▶ _WHAT TO DO_
Would you repeat the listing exactly but omit every picture?
BEGIN DATASET SECTION
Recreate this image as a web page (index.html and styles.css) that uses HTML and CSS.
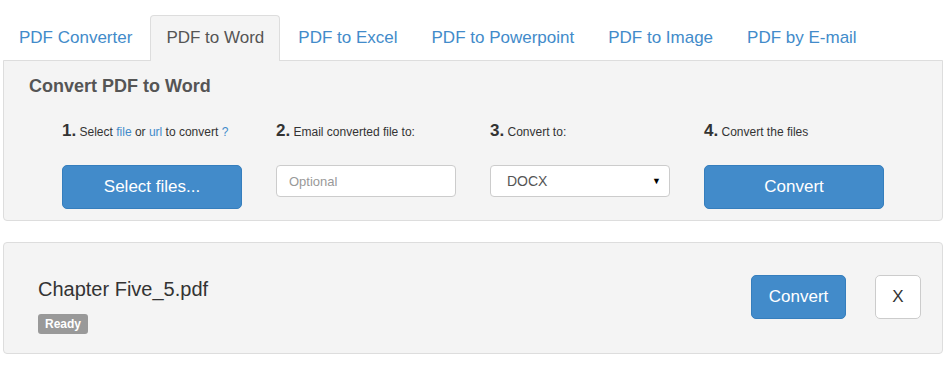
FILE: index.html
```html
<!DOCTYPE html>
<html>
	<head>
		<title>PDF to Word</title>
		<meta name="viewport" content="width=device-width, initial-scale=1.0">
		<link rel="stylesheet" href="styles.css">
	</head>
	<body>
		<div class="main">
			<ul class="tabs">
				<li><a href="#">PDF Converter</a></li>
				<li class="active"><a href="#">PDF to Word</a></li>
				<li><a href="#">PDF to Excel</a></li>
				<li><a href="#">PDF to Powerpoint</a></li>
				<li><a href="#">PDF to Image</a></li>
				<li><a href="#">PDF by E-mail</a></li>
			</ul>
			<div class="panel convert">
				<h3>Convert PDF to Word</h3>
				<div class="steps">
					<div class="step">
						<p><b>1.</b> Select <a href="#">file</a> or <a href="#">url</a> to convert <a href="#">?</a></p>
						<button class="btn blue big">Select files...</button>
					</div>
					<div class="step">
						<p><b>2.</b> Email converted file to:</p>
						<input type="text" class="field" placeholder="Optional">
					</div>
					<div class="step">
						<p><b>3.</b> Convert to:</p>
						<div class="field select"><span>DOCX</span><span class="arrow">&#9660;</span></div>
					</div>
					<div class="step">
						<p><b>4.</b> Convert the files</p>
						<button class="btn blue big">Convert</button>
					</div>
				</div>
			</div>
			<div class="panel file">
				<div class="fileinfo">
					<div class="filename">Chapter Five_5.pdf</div>
					<span class="label">Ready</span>
				</div>
				<button class="btn blue small">Convert</button>
				<button class="btn white small">X</button>
			</div>
		</div>
	</body>
</html>
```

FILE: styles.css
```css
body {
	font-family: 'Liberation Sans', Arial, sans-serif;
	margin: 0px;
	color: #333333;
	background: #ffffff;
}
a {
	color: #428bca;
	text-decoration: none;
}
.main {
	padding: 15px 7px 0px 3px;
}

.tabs {
	list-style: none;
	margin: 0px;
	padding: 0px;
	display: flex;
	position: relative;
	z-index: 1;
}
.tabs li {
	margin-right: 2px;
}
.tabs a {
	display: block;
	font-size: 17px;
	line-height: 24px;
	padding: 10px 15px 10px 15px;
	border: 1px solid transparent;
	border-bottom: none;
	border-radius: 4px 4px 0 0;
}
.tabs .active a {
	color: #555555;
	background-color: #f4f4f4;
	border-color: #dddddd;
	padding-bottom: 11px;
}

.panel {
	background-color: #f4f4f4;
	border: 1px solid #dddddd;
}
.convert {
	margin-top: -1px;
	height: 159px;
	border-radius: 0 0 4px 4px;
}
.convert h3 {
	font-size: 18px;
	color: #555555;
	margin: 14px 0px 0px 25px;
	line-height: 22px;
}
.steps {
	display: grid;
	grid-template-columns: repeat(4, 180px);
	column-gap: 34px;
	padding-left: 58px;
	margin-top: 24px;
}
.step p {
	font-size: 12px;
	margin: 0px;
	height: 20px;
	line-height: 20px;
}
.step p b {
	font-size: 17px;
}
.step .btn, .step .field {
	margin-top: 24px;
}

.btn {
	font-family: 'Liberation Sans', Arial, sans-serif;
	font-size: 17px;
	border-radius: 5px;
	cursor: pointer;
}
.blue {
	background-color: #428bca;
	border: 1px solid #357ebd;
	color: #ffffff;
}
.white {
	background-color: #ffffff;
	border: 1px solid #cccccc;
	color: #333333;
}
.big {
	width: 180px;
	height: 44px;
}
.small {
	height: 44px;
}

.field {
	box-sizing: border-box;
	width: 180px;
	height: 32px;
	border: 1px solid #cccccc;
	border-radius: 4px;
	background: #ffffff;
	font-family: 'Liberation Sans', Arial, sans-serif;
	font-size: 13px;
	padding: 0px 12px;
	display: block;
	color: #555555;
}
.field::placeholder {
	color: #999999;
}
.select {
	display: flex;
	align-items: center;
	justify-content: space-between;
	font-size: 14px;
	padding: 0px 8px 0px 16px;
}
.select .arrow {
	font-size: 9px;
	color: #000000;
}

.file {
	margin-top: 21px;
	height: 110px;
	border-radius: 4px;
	display: flex;
	align-items: center;
	padding: 0px 21px 0px 34px;
}
.fileinfo {
	flex: 1;
	margin-top: 14px;
}
.filename {
	font-size: 20px;
	line-height: 24px;
}
.label {
	display: inline-block;
	margin-top: 13px;
	background-color: #999999;
	color: #ffffff;
	font-size: 12px;
	font-weight: bold;
	padding: 3px 7px 3px 7px;
	border-radius: 3px;
}
.file .blue {
	width: 95px;
	margin-right: 29px;
	margin-top: -3px;
}
.file .white {
	width: 46px;
	margin-top: -3px;
}
```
END DATASET SECTION
▶ _PROBLEM SOLUTION_
Recreate this image as a web page (index.html and styles.css) that uses HTML and CSS.
FILE: index.html
```html
<!DOCTYPE html>
<html>
	<head>
		<title>PDF to Word</title>
		<meta name="viewport" content="width=device-width, initial-scale=1.0">
		<link rel="stylesheet" href="styles.css">
	</head>
	<body>
		<div class="main">
			<ul class="tabs">
				<li><a href="#">PDF Converter</a></li>
				<li class="active"><a href="#">PDF to Word</a></li>
				<li><a href="#">PDF to Excel</a></li>
				<li><a href="#">PDF to Powerpoint</a></li>
				<li><a href="#">PDF to Image</a></li>
				<li><a href="#">PDF by E-mail</a></li>
			</ul>
			<div class="panel convert">
				<h3>Convert PDF to Word</h3>
				<div class="steps">
					<div class="step">
						<p><b>1.</b> Select <a href="#">file</a> or <a href="#">url</a> to convert <a href="#">?</a></p>
						<button class="btn blue big">Select files...</button>
					</div>
					<div class="step">
						<p><b>2.</b> Email converted file to:</p>
						<input type="text" class="field" placeholder="Optional">
					</div>
					<div class="step">
						<p><b>3.</b> Convert to:</p>
						<div class="field select"><span>DOCX</span><span class="arrow">&#9660;</span></div>
					</div>
					<div class="step">
						<p><b>4.</b> Convert the files</p>
						<button class="btn blue big">Convert</button>
					</div>
				</div>
			</div>
			<div class="panel file">
				<div class="fileinfo">
					<div class="filename">Chapter Five_5.pdf</div>
					<span class="label">Ready</span>
				</div>
				<button class="btn blue small">Convert</button>
				<button class="btn white small">X</button>
			</div>
		</div>
	</body>
</html>
```

FILE: styles.css
```css
body {
	font-family: 'Liberation Sans', Arial, sans-serif;
	margin: 0px;
	color: #333333;
	background: #ffffff;
}
a {
	color: #428bca;
	text-decoration: none;
}
.main {
	padding: 15px 7px 0px 3px;
}

.tabs {
	list-style: none;
	margin: 0px;
	padding: 0px;
	display: flex;
	position: relative;
	z-index: 1;
}
.tabs li {
	margin-right: 2px;
}
.tabs a {
	display: block;
	font-size: 17px;
	line-height: 24px;
	padding: 10px 15px 10px 15px;
	border: 1px solid transparent;
	border-bottom: none;
	border-radius: 4px 4px 0 0;
}
.tabs .active a {
	color: #555555;
	background-color: #f4f4f4;
	border-color: #dddddd;
	padding-bottom: 11px;
}

.panel {
	background-color: #f4f4f4;
	border: 1px solid #dddddd;
}
.convert {
	margin-top: -1px;
	height: 159px;
	border-radius: 0 0 4px 4px;
}
.convert h3 {
	font-size: 18px;
	color: #555555;
	margin: 14px 0px 0px 25px;
	line-height: 22px;
}
.steps {
	display: grid;
	grid-template-columns: repeat(4, 180px);
	column-gap: 34px;
	padding-left: 58px;
	margin-top: 24px;
}
.step p {
	font-size: 12px;
	margin: 0px;
	height: 20px;
	line-height: 20px;
}
.step p b {
	font-size: 17px;
}
.step .btn, .step .field {
	margin-top: 24px;
}

.btn {
	font-family: 'Liberation Sans', Arial, sans-serif;
	font-size: 17px;
	border-radius: 5px;
	cursor: pointer;
}
.blue {
	background-color: #428bca;
	border: 1px solid #357ebd;
	color: #ffffff;
}
.white {
	background-color: #ffffff;
	border: 1px solid #cccccc;
	color: #333333;
}
.big {
	width: 180px;
	height: 44px;
}
.small {
	height: 44px;
}

.field {
	box-sizing: border-box;
	width: 180px;
	height: 32px;
	border: 1px solid #cccccc;
	border-radius: 4px;
	background: #ffffff;
	font-family: 'Liberation Sans', Arial, sans-serif;
	font-size: 13px;
	padding: 0px 12px;
	display: block;
	color: #555555;
}
.field::placeholder {
	color: #999999;
}
.select {
	display: flex;
	align-items: center;
	justify-content: space-between;
	font-size: 14px;
	padding: 0px 8px 0px 16px;
}
.select .arrow {
	font-size: 9px;
	color: #000000;
}

.file {
	margin-top: 21px;
	height: 110px;
	border-radius: 4px;
	display: flex;
	align-items: center;
	padding: 0px 21px 0px 34px;
}
.fileinfo {
	flex: 1;
	margin-top: 14px;
}
.filename {
	font-size: 20px;
	line-height: 24px;
}
.label {
	display: inline-block;
	margin-top: 13px;
	background-color: #999999;
	color: #ffffff;
	font-size: 12px;
	font-weight: bold;
	padding: 3px 7px 3px 7px;
	border-radius: 3px;
}
.file .blue {
	width: 95px;
	margin-right: 29px;
	margin-top: -3px;
}
.file .white {
	width: 46px;
	margin-top: -3px;
}
```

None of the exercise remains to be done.